From a consumer’s perspective, then, the liability ladder is now much clearer.  Broadcasters will be responsible not only for PRS, but for all forms of telephony, email and other internet-based communications.  Ofcom are also imposing a requirement to introduce third party verification where PRS is used for competitions or voting schemes.  The new regulations are intended to take effect in two stages: broadcasters will be expected to take general responsibility for communications to viewers immediately but will have a grace period of three months before the third party audit aspect is to be enforced.  Ofcom have said that it will carry out “spot checks” for the first year or so.   For now, radio broadcasting licences will remain unchanged but Ofcom will be consulting on extending the provisions to radios later this year.   Ofcom also intends to publish new guidance for broadcasters with regard to the new licence conditions, which will address the need for clear pricing information during television programmes that use PRS and applicable requirements of the Broadcasting Code.

Conclusions

From a legal perspective, the PP+ regulation may have more impact than the licence conditions imposed by Ofcom, as broadcasters will no doubt be seeking to tighten up contracts with their PRS service providers, to ensure that they have the ability to audit and exert control over the PRS system being provided and that copper-bottomed indemnities are put in place for breaches that are deemed outside of the broadcasters’ control.  Internally, broadcasters will need to review staff procedures and focus on improved awareness, communication and training.

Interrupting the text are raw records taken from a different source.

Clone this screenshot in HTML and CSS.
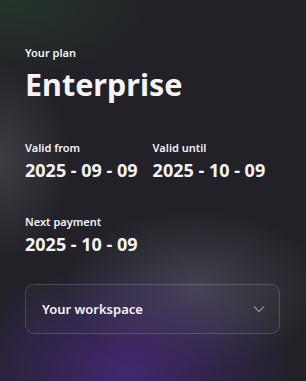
FILE: index.html
```html
<!DOCTYPE html>
<html lang="en">
<head>
  <meta charset="UTF-8">
  <meta name="viewport" content="width=device-width, initial-scale=1.0">
  <title>Your plan</title>
  <link rel="stylesheet" href="styles.css">
</head>
<body>
  <div class="card">
    <div class="plan">
      <small>Your plan</small>
      <h1>Enterprise</h1>
    </div>
    <div class="datas">
      <div class="campo">
        <small>Valid from</small>
        <strong>2025 - 09 - 09</strong>
      </div>
      <div class="campo">
        <small>Valid until</small>
        <strong>2025 - 10 - 09</strong>
      </div>
    </div>
    <div class="campo proximo">
      <small>Next payment</small>
      <strong>2025 - 10 - 09</strong>
    </div>
    <button class="workspace">
      <span>Your workspace</span>
      <svg width="12" height="8" viewBox="0 0 12 8"><path d="M1 1.5l5 5 5-5" fill="none" stroke="#8a879a" stroke-width="1.3"/></svg>
    </button>
  </div>
</body>
</html>
```

FILE: styles.css
```css
body {
  margin: 0;
  width: 306px;
  height: 381px;
  overflow: hidden;
  font-family: "Noto Sans", sans-serif;
  color: #f4f4f6;
  background:
    radial-gradient(ellipse 170px 110px at 125px 372px, rgba(70,40,120,0.9), transparent),
    radial-gradient(ellipse 130px 80px at 195px 290px, rgba(88,85,100,0.65), transparent),
    radial-gradient(ellipse 70px 100px at 0px 160px, rgba(80,80,85,0.6), transparent),
    radial-gradient(ellipse 150px 80px at 10px 0px, rgba(38,58,42,0.8), transparent),
    #212127;
}
.card {
  padding: 46px 25px 0 25px;
}
small {
  display: block;
  font-size: 11px;
  font-weight: 600;
  line-height: 14px;
}
h1 {
  margin: 6px 0 0;
  font-size: 30.5px;
  font-weight: 700;
  line-height: 36px;
}
.datas {
  display: flex;
  gap: 15px;
  margin-top: 39px;
}
.campo strong {
  display: block;
  margin-top: 4px;
  font-size: 18px;
  font-weight: 700;
  line-height: 22px;
}
.proximo {
  margin-top: 34px;
}
.workspace {
  margin-top: 29px;
  width: 255px;
  height: 50px;
  display: flex;
  align-items: center;
  justify-content: space-between;
  padding: 0 14px 0 16px;
  background: rgba(255,255,255,0.02);
  border: 1px solid rgba(255,255,255,0.16);
  border-radius: 9px;
  color: #f4f4f6;
  font-family: inherit;
  font-size: 13px;
  font-weight: 600;
}
```
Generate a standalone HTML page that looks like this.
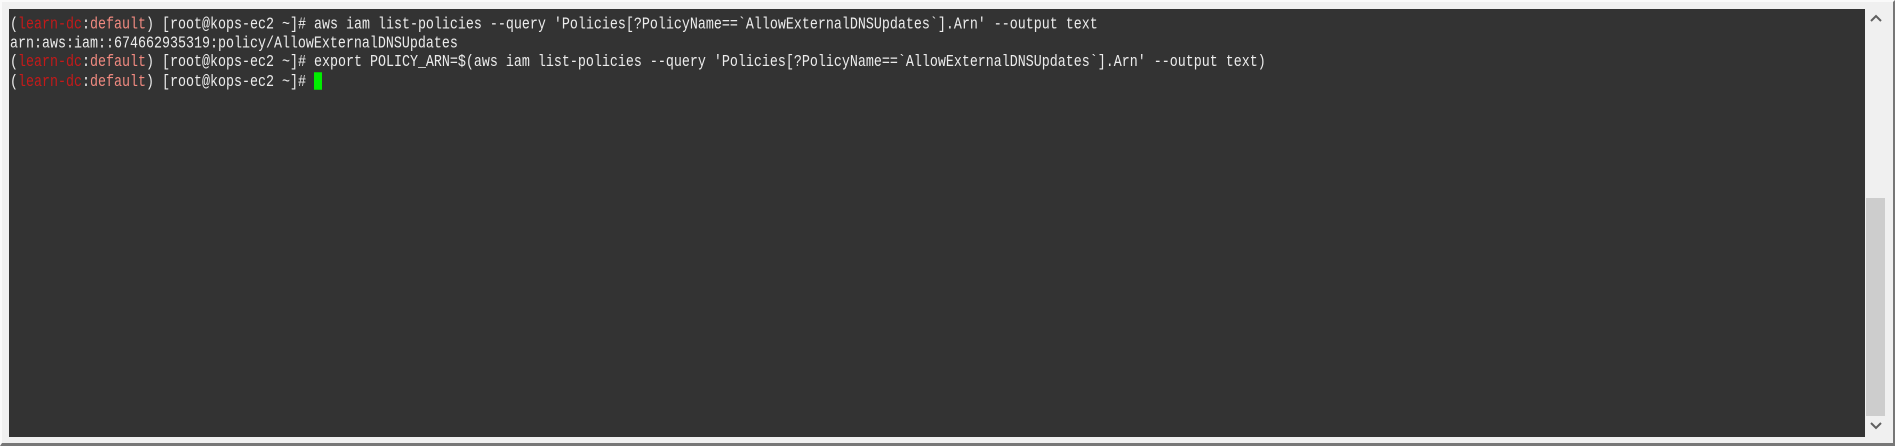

Ofcom’s proposed amendment to the broadcast licence to hold broadcasters directly accountable may not, in real terms, have a great deal of practical effect, as broadcasters are already directly responsible for ensuring any use of PRS numbers complies with the PP+ Code under Rule 10.10 of the Broadcasting Code.  It is hoped, however the new regulation will boost consumers’ confidence and be a first step to the restoration of public trust in broadcast PRS.